Select and copy out every line in the records containing "index".

## Start Supplied data

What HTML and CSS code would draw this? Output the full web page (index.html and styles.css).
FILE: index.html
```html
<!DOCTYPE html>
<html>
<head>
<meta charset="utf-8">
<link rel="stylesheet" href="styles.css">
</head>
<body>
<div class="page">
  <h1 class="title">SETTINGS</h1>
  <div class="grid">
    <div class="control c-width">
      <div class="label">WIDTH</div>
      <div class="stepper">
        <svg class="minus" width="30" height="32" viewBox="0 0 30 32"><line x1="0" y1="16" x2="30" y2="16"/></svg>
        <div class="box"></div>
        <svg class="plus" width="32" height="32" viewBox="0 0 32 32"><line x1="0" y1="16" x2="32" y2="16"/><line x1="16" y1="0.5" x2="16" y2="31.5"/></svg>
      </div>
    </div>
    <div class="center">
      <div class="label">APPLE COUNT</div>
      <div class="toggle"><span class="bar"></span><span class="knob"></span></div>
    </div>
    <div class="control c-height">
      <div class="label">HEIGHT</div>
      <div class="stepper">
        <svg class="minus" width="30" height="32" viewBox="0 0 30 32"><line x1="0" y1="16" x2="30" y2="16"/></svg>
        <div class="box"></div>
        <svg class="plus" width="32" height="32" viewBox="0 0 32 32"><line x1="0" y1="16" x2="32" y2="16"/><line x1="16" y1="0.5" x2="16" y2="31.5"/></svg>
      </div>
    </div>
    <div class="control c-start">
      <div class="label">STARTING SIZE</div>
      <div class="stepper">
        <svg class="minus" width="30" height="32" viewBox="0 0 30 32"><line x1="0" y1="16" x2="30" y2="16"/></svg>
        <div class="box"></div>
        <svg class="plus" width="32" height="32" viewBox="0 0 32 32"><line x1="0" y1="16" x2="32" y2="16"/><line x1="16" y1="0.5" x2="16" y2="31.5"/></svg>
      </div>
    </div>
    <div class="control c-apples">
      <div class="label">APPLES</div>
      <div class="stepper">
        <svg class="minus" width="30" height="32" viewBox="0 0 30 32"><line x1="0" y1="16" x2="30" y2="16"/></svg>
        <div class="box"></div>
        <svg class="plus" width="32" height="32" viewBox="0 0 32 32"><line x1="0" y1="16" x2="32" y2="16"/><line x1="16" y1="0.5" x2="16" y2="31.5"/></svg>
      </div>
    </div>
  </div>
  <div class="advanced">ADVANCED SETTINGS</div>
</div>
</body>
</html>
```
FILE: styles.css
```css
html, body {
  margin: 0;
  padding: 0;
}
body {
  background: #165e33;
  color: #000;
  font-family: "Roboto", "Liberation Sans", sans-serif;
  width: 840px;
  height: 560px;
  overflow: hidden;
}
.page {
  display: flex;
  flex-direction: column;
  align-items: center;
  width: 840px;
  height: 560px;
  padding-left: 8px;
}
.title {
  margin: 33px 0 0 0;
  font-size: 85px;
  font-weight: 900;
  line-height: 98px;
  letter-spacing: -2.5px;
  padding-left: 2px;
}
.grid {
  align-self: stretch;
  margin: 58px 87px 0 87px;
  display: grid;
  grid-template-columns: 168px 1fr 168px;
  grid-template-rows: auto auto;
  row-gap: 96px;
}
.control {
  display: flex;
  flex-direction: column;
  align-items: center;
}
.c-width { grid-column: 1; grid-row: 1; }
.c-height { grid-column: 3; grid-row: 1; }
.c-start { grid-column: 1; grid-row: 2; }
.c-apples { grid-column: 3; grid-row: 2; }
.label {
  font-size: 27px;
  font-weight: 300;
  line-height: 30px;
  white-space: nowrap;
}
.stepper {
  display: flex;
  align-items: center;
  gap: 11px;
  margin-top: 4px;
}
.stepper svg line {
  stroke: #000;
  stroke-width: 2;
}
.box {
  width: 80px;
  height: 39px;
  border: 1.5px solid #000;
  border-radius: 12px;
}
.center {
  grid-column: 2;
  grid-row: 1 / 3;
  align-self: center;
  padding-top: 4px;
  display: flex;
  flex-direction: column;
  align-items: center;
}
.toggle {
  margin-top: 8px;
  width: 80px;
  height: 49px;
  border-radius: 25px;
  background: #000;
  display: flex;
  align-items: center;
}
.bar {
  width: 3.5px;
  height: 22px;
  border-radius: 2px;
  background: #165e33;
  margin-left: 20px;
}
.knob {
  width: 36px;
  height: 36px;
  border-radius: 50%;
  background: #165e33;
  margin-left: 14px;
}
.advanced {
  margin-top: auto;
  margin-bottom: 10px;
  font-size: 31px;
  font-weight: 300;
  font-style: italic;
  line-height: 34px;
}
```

## End Supplied data
## Start Supplied data

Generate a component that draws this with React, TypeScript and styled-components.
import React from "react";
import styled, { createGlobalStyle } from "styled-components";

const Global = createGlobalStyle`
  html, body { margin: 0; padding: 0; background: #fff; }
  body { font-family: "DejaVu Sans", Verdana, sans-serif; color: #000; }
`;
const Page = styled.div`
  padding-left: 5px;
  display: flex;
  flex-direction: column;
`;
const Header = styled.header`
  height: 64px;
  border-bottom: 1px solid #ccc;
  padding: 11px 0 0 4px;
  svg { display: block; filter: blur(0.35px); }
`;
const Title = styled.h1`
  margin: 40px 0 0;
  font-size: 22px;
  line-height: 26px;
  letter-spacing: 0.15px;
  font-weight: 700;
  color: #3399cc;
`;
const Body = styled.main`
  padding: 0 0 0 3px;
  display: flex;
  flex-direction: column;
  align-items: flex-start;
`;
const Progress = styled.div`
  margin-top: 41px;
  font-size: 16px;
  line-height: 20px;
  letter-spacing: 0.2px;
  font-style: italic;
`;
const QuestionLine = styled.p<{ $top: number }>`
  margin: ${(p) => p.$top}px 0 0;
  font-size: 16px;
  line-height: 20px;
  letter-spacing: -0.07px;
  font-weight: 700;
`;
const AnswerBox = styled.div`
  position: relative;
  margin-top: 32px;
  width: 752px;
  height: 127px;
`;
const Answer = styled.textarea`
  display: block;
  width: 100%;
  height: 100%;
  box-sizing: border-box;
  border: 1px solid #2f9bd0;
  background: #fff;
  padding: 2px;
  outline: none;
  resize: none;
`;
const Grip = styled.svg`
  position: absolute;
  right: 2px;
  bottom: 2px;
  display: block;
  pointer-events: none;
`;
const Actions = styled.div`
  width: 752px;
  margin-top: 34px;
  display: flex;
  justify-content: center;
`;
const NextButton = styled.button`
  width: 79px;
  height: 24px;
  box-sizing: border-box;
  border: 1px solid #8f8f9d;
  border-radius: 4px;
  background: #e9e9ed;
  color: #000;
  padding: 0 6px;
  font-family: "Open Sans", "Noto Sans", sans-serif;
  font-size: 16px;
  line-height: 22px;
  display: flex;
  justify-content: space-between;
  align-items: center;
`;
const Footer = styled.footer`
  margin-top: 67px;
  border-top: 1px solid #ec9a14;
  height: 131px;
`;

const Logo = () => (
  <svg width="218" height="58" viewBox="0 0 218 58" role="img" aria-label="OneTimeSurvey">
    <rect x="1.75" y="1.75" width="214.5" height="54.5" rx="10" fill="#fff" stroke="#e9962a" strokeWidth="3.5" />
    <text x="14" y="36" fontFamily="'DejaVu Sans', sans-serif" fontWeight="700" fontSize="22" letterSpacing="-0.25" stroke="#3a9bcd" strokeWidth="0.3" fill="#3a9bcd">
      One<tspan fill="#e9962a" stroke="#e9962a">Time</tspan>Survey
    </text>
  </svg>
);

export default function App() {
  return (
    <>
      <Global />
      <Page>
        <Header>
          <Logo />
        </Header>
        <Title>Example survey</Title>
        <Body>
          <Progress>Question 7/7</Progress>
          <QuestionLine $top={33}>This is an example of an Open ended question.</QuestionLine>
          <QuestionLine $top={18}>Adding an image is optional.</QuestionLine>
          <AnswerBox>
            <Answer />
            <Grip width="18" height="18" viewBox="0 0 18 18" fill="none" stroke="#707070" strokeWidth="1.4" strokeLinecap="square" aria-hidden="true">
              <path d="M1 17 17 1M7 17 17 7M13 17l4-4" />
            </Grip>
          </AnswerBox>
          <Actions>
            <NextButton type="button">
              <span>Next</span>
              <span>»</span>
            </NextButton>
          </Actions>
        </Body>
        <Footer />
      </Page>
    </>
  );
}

## End Supplied data

▶ Completed task:
What HTML and CSS code would draw this? Output the full web page (index.html and styles.css).
FILE: index.html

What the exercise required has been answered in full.